L.B. library hosts poet to head annual Sept. 11 program

Posted

Ellen Pickus has never returned to the World Trade Center site since the terrorist attacks eight years ago. She wants to remember it for the life it once exuded when she walked there with her husband and watched brides posing for wedding pictures and musicians putting on concerts beside the twin towers.

“I just can’t go back because it was so beautiful there,” said Pickus, a retired creative writing teacher at Long Beach High School and an award-winning poet, who last

November self-published her first book of poems, “Unbroken

Promises.”

In recent years on Sept. 11, Pickus has attended events at the Long Beach Library, where, this year, she hosted poetry workshops on Mother’s Day and Father’s Day. Because she thinks it is important to memorialize Sept. 11 as well, she accepted the library’s invitation to conduct a poetry and prose program, titled “Dealing with the Unthinkable,” on Friday afternoon.

“It seems that poetry is one vehicle that really fits 9/11,” said library programmer Edie Kalickstein, who noted that some attendees always read a poem at the library’s 9/11 events, which have included an art exhibit and a firefighter’s documentary.

Among the pieces Pickus will read, before asking participants to write their own 9/11-themed poems or prose pieces, is one a student of hers wrote the day after the attacks. “It had a very personal, emotional effect on her because it happened on her birthday,” Pickus said.

Pickus, too, had a personal experience on 9/11. Her husband, Philip, whose law firm was near the World Trade Center, frequented the twin towers for their coffee and book shops.
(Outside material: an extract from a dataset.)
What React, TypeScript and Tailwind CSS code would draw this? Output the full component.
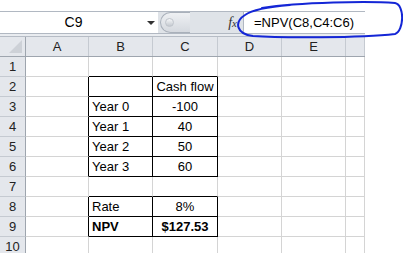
import React from "react";

// ─── sheet data ───
const COLS = [
  { key: "A", w: "w-[63px]" },
  { key: "B", w: "w-[64px]" },
  { key: "C", w: "w-[65px]" },
  { key: "D", w: "w-[64px]" },
  { key: "E", w: "w-[64px]" },
  { key: "F", w: "w-[19px]" },
];

const CELLS: Record<string, { text: string; bold?: boolean }> = {
  C2: { text: "Cash flow" },
  B3: { text: "Year 0" },
  C3: { text: "-100" },
  B4: { text: "Year 1" },
  C4: { text: "40" },
  B5: { text: "Year 2" },
  C5: { text: "50" },
  B6: { text: "Year 3" },
  C6: { text: "60" },
  B8: { text: "Rate" },
  C8: { text: "8%" },
  B9: { text: "NPV", bold: true },
  C9: { text: "$127.53", bold: true },
};

const boxed = (r: number, c: string) =>
  (c === "B" || c === "C") && ((r >= 2 && r <= 6) || r === 8 || r === 9);

const NEXT: Record<string, string> = { A: "B", B: "C", C: "D", D: "E", E: "F", F: "G" };

function Cell({ r, col }: { r: number; col: { key: string; w: string } }) {
  const c = col.key;
  const right = boxed(r, c) || boxed(r, NEXT[c]);
  const bottom = boxed(r, c) || boxed(r + 1, c);
  const cell = CELLS[c + r];
  return (
    <div
      className={`${col.w} h-full shrink-0 flex items-center border-r border-b ${
        right ? "border-r-black" : "border-r-[#d4d4d4]"
      } ${bottom ? "border-b-black" : "border-b-[#d4d4d4]"} ${
        c === "C" ? "justify-center" : "pl-[3px]"
      } ${cell?.bold ? "font-bold" : ""}`}
    >
      {cell?.text}
    </div>
  );
}

export default function App() {
  return (
    <div className="relative w-[403px] h-[253px] bg-white overflow-hidden font-['Liberation_Sans',Arial,sans-serif] text-[13px] text-black">
      <div className="h-[11px]" />

      <div className="w-[365px]">
        {/* formula bar */}
        <div className="flex h-[23px] border-y border-[#b1b8c2] bg-[#dfe3e8]">
          <div className="w-[158px] h-full bg-white flex items-center">
            <span className="flex-1 text-center text-[14px]">C9</span>
            <span className="w-0 h-0 border-l-[4px] border-r-[4px] border-t-[4px] border-l-transparent border-r-transparent border-t-[#333] mr-[3px]" />
          </div>
          <div className="flex-1 flex items-center">
            <div className="ml-[2px] w-[30px] h-[21px] rounded-l-full border border-r-0 border-[#a9b0ba] bg-gradient-to-b from-[#eef0f3] to-[#d5d9df] flex items-center pl-[4px]">
              <span className="w-[9px] h-[9px] rounded-full bg-gradient-to-b from-[#f5f6f8] to-[#c4c9d0] border border-[#c0c5cc]" />
            </div>
            <div className="flex-1" />
            <span className="flex items-baseline font-['Liberation_Serif',serif] italic text-[14px] leading-none text-[#333] mr-[6px]">
              <span>f</span>
              <span className="text-[11px]">x</span>
            </span>
          </div>
          <div className="w-[122px] h-full bg-white border-l border-[#b1b8c2] flex items-center pl-[10px] text-[13px]">
            =NPV(C8,C4:C6)
          </div>
        </div>
        <div className="h-[3px] bg-[#e9ecf0] border-b border-[#b6bcc5]" />

        {/* column headers */}
        <div className="flex h-[20px] bg-[#e4e7ec] border-b border-[#9ea5ae] text-[#222]">
          <div className="w-[26px] h-full border-r border-[#9ea5ae] relative">
            <div className="absolute right-[3px] bottom-[3px] w-[13px] h-[13px] bg-[#cdd1d7] [clip-path:polygon(100%_0,100%_100%,0_100%)]" />
          </div>
          {COLS.map((col) => (
            <div
              key={col.key}
              className={`${col.w} h-full shrink-0 border-r border-[#c5cad1] flex items-center justify-center`}
            >
              {col.key !== "F" && col.key}
            </div>
          ))}
        </div>

        {/* rows */}
        {Array.from({ length: 10 }, (_, i) => i + 1).map((r) => (
          <div key={r} className="flex h-[20px]">
            <div className="w-[26px] h-full shrink-0 bg-[#e4e7ec] border-r border-r-[#9ea5ae] border-b border-b-[#c5cad1] flex items-center justify-center text-[#222]">
              {r}
            </div>
            {COLS.map((col) => (
              <Cell key={col.key} r={r} col={col} />
            ))}
          </div>
        ))}
      </div>

      {/* hand-drawn annotation */}
      <svg className="absolute inset-0 pointer-events-none" width="403" height="253">
        <path
          d="M 262 8 C 300 2, 370 1, 395 3 C 405 5, 404 31, 395 34 C 360 38, 280 38, 253 36 C 236 34, 234 22, 245 15 C 252 10, 265 7, 290 5"
          fill="none"
          stroke="#1426d6"
          strokeWidth="2"
          strokeLinecap="round"
        />
      </svg>
    </div>
  );
}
Pickus got choked up as she remembered how frantic she was that day, and was unable to retell the worst of what he witnessed. “He said people were going toward the buildings and he went in the other direction,” she said. “And he just escaped the clouds of debris.”
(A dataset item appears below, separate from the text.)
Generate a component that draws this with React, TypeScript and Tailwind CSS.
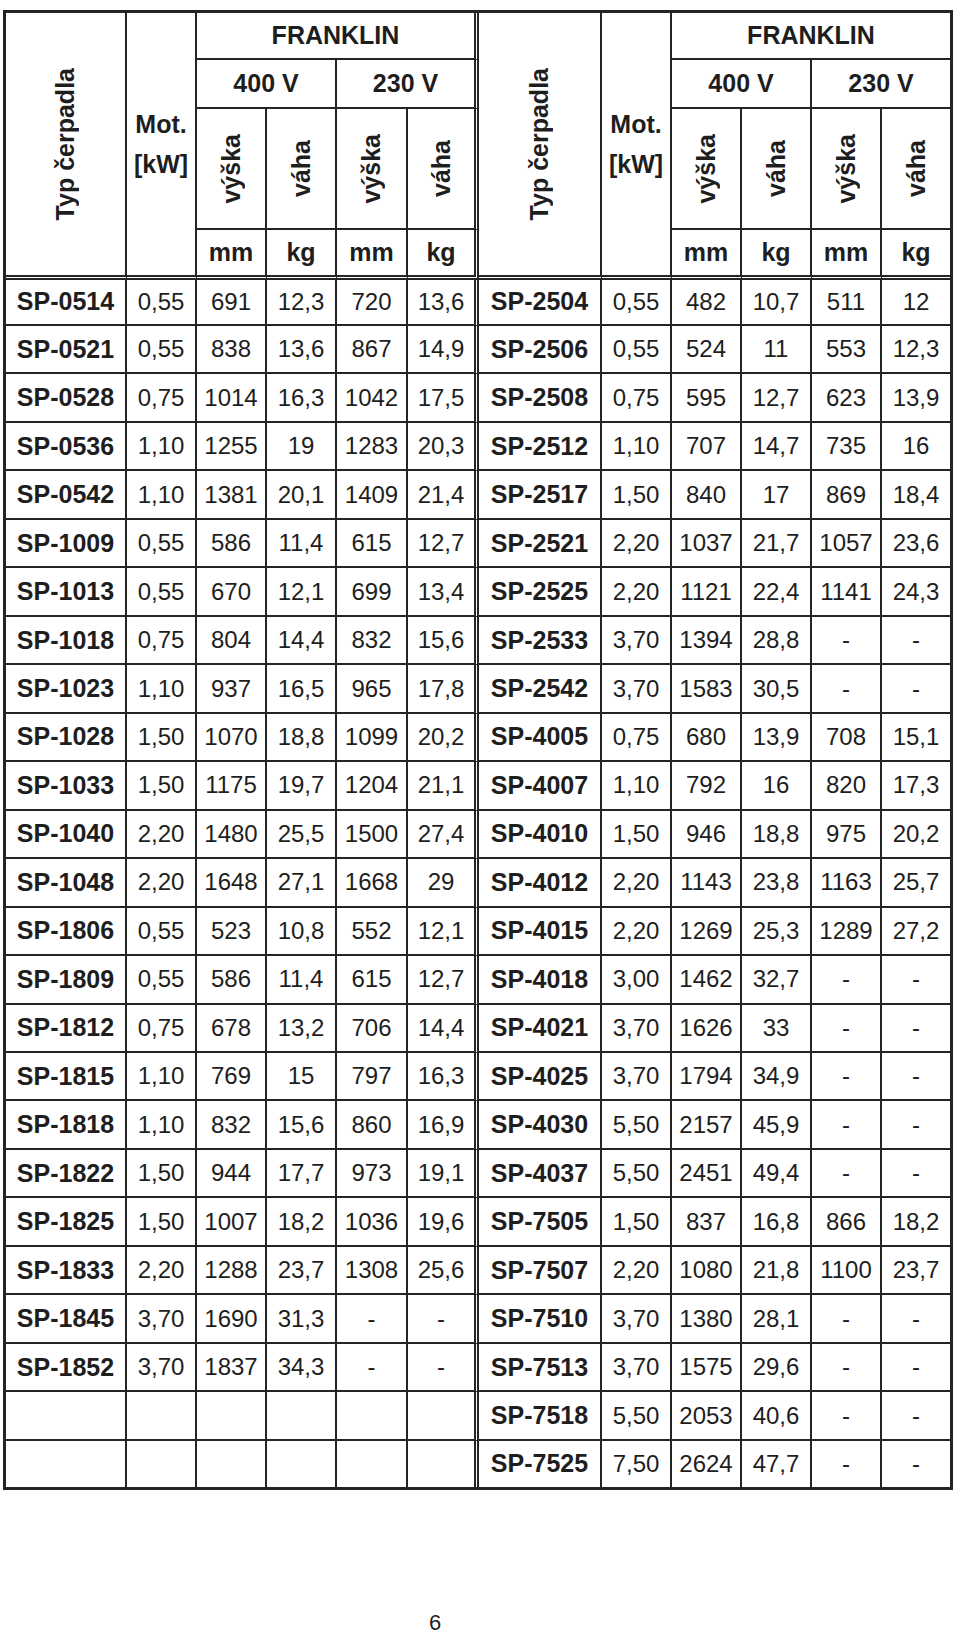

The next day at school, Pickus said, she had to deal with the attacks, the mass death and wholesale destruction, and asked her students to write about it. “My students were very bright, sensitive young adults and wrote memorable pieces,” said Pickus, who was also an advisor for LBHS’s Literary Art Magazine and taught a talented writers program. Come Friday, Pickus will also read 9/11 poems that she culled from the Internet, including, “Try to Praise the Mutilated World” by Adam Zagajewski, a piece she described as “quite beautiful and comforting.”

Asked if any of the poems she chose address the anger and outrage people felt after the attacks, Pickus said she definitely steers away from such themes. She believes that to truly heal, people must “get beyond the anger. I think that creative writing is very therapeutic,” she said.

Kalickstein said she and the library staff believe it is important to continue to hold some kind of 9/11-themed program each year. “Because we have a wound that is not healing, even if you haven’t been affected personally,” she said. “Some want to escape or do other things, but you know down deep that you have to look at it.”

At each annual 9/11 program, an Irish gentleman (whose name escapes Kalickstein) reads a poem, and a group from the Magnolia Senior Center always contributes a poem. One Long Beach resident, Eleanor Hamburg, will be unable to make this year’s program, but she contributed a prose piece written by LBHS students that was read at a 9/11 dedication at Congregation Beth Shalom in 2006.

Lending further credence to her claim that 9/11 brings out the poet in some people, Kalickstein recalled that the day after the attacks, a man from Atlantic Beach came into the library and gave her a poem he had written.

“He said he was so moved,” Kalickstein said, “he couldn’t do anything else but write a poem.”